As shown in Figure 28-1, the canvas organizes the key elements of a data product into one view, so that producers, consumers, and governance teams can discuss product boundaries and commitments in the same context.

Figure 28-1: Data product canvas.

Several elements are central:

Inputs describe the upstream data sources and assets this data product depends on. They make upstream lineage explicit, so that when an upstream source changes, the team can immediately assess whether this product is affected.
Outputs define the external data interface, including schema, granularity, field semantics, and access methods. Once published, the output interface becomes a consumer-facing commitment and cannot be changed arbitrarily.
SLA distinguishes a data product from an ordinary dataset.

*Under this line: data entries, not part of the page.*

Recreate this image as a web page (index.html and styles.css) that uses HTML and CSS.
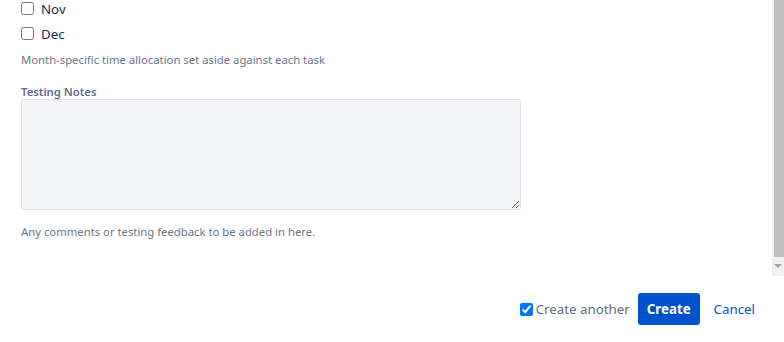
FILE: index.html
```html
<!DOCTYPE html>
<html lang="en">
<head>
    <meta charset="UTF-8">
    <meta name="viewport" content="width=device-width, initial-scale=1.0">
    <title>Create issue</title>
    <link rel="stylesheet" href="styles.css">
</head>
<body>

    <div class="dialog">
        <div class="dialog-body">
            <div class="content">
                <div class="field">
                    <label class="check"><input type="checkbox" name="month" value="nov"> Nov</label>
                    <label class="check"><input type="checkbox" name="month" value="dec"> Dec</label>
                    <div class="description">Month-specific time allocation set aside against each task</div>
                </div>

                <div class="field">
                    <label class="field-label" for="testingNotes">Testing Notes</label>
                    <textarea id="testingNotes" class="textarea"></textarea>
                    <div class="description">Any comments or testing feedback to be added in here.</div>
                </div>
            </div>

            <div class="scrollbar">
                <div class="thumb"></div>
                <div class="arrow"></div>
            </div>
        </div>

        <div class="dialog-footer">
            <label class="create-another"><input type="checkbox" checked> Create another</label>
            <button type="button" class="btn-primary">Create</button>
            <button type="button" class="btn-link">Cancel</button>
        </div>
    </div>

</body>
</html>
```

FILE: styles.css
```css
body {
    margin: 0;
    font-family: 'Segoe UI', 'Noto Sans', sans-serif;
    font-size: 13.3px;
    color: #172b4d;
    background: #fff;
}
.dialog {
    width: 784px;
    height: 342px;
    display: flex;
    flex-direction: column;
}
.dialog-body {
    display: flex;
    height: 276px;
}
.content {
    flex: 1;
    padding: 0 21px;
}
.check {
    display: flex;
    align-items: center;
    height: 25px;
    margin-top: -4px;
    color: #172b4d;
}
.check + .check {
    margin-top: 0;
}
.check input {
    width: 13px;
    height: 13px;
    margin: 0 7px 0 0;
}
.description {
    font-size: 11.3px;
    color: #6b778c;
    margin-top: 6px;
    line-height: 16px;
}
.field + .field {
    margin-top: 16px;
}
.field-label {
    display: block;
    font-size: 11.3px;
    font-weight: 600;
    color: #5e6c84;
    line-height: 16px;
    margin-bottom: -1px;
}
.textarea {
    display: block;
    box-sizing: border-box;
    width: 500px;
    height: 111px;
    margin: 0;
    background: #f4f5f7;
    border: 1px solid #dfe1e6;
    border-radius: 3px;
    font-family: inherit;
    resize: vertical;
}
.textarea + .description {
    margin-top: 14px;
}
.scrollbar {
    width: 12px;
    display: flex;
    flex-direction: column;
    background: #f1f1f1;
}
.thumb {
    height: 257px;
    margin-left: 2px;
    background: #c1c1c1;
}
.arrow {
    width: 0;
    height: 0;
    margin: 7px auto 0;
    border-left: 4px solid transparent;
    border-right: 4px solid transparent;
    border-top: 4px solid #a3a3a3;
}
.dialog-footer {
    display: flex;
    justify-content: flex-end;
    align-items: center;
    padding: 17px 29px 0 0;
}
.create-another {
    display: flex;
    align-items: center;
    color: #5e6c84;
    margin-right: 8px;
}
.create-another input {
    width: 13px;
    height: 13px;
    margin: 0 3px 0 0;
}
.btn-primary {
    height: 32px;
    padding: 0 9px;
    background: #0052cc;
    color: #fff;
    border: none;
    border-radius: 3px;
    font-family: inherit;
    font-size: 13.3px;
    font-weight: 700;
    cursor: pointer;
}
.btn-link {
    height: 32px;
    padding: 0 0 0 14px;
    background: none;
    border: none;
    color: #0052cc;
    font-family: inherit;
    font-size: 13.3px;
    cursor: pointer;
}
```
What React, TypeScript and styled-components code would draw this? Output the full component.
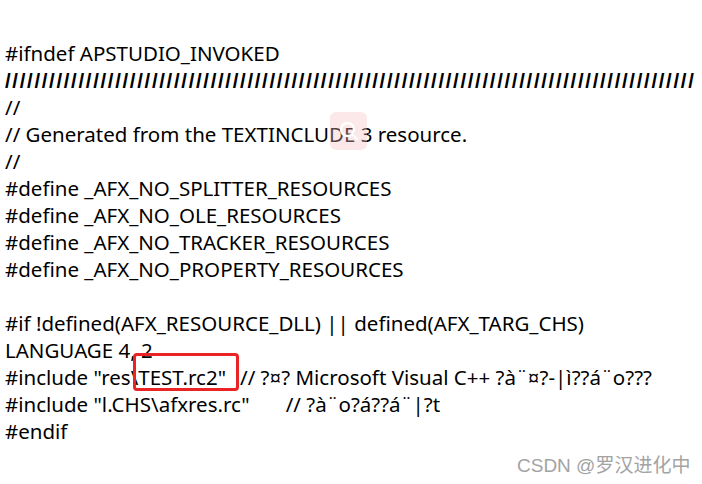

Borrowing from service-level engineering (Beyer et al. 2016), a data-product SLA usually includes update frequency and delay limits, such as "updated before 08:00 every day"; availability, such as "99.5% annual availability"; quality floors, such as "completeness not lower than 0.98"; and incident response time. SLA turns the vague promise of "best effort" into measurable, accountable indicators.
Owner defines who is ultimately accountable for the quality, stability, and evolution of the data product. A data product without a clear owner will eventually decay because nobody maintains it. In addition to the owner, a steward is usually responsible for day-to-day operations.
Change Policy defines how the data product evolves: which changes are allowed, how much advance notice is required, whether canarying is required, and how consumers are informed. Change policy is the institutional guarantee for product predictability and is the core topic of Section 28.3.

Table 28-1 summarizes the fundamental differences between datasets and data products along these dimensions.

Table 28-1: Dataset versus data product.

Dimension	Dataset	Data Product
Delivery form	One-time file or snapshot	Stable service that can be relied on
Responsible party	Often unclear	Explicit owner and steward
Service commitment	None	SLA for freshness, quality, and availability
Change management	Can change freely	Controlled by policy and contracts
Consumer relationship	Loose and invisible	Registered, traceable, notifiable
Evolution	Unpredictable	Versioned, canaried, backward-compatible

28.1.4 Section Summary¶

Moving from datasets to data products is a shift from static files to stable capability. By defining inputs, outputs, SLA, owner, and change policy, a data product anchors predictability in process rather than memory. But a canvas only describes what a product should promise. To make promises executable, checkable, and accountable, a more formal machine-readable agreement is needed: the data contract.

28.2 Fields and Boundaries of a Data Contract¶

28.2.1 What Is a Data Contract?¶

If a data product canvas answers what a product promises, a data contract answers how those promises are precisely defined, machine-validated, and jointly followed. A data contract is a formal, versioned, executable agreement between data producers and consumers. It turns expectations that used to live in conversation and personal memory into structured, verifiable rules.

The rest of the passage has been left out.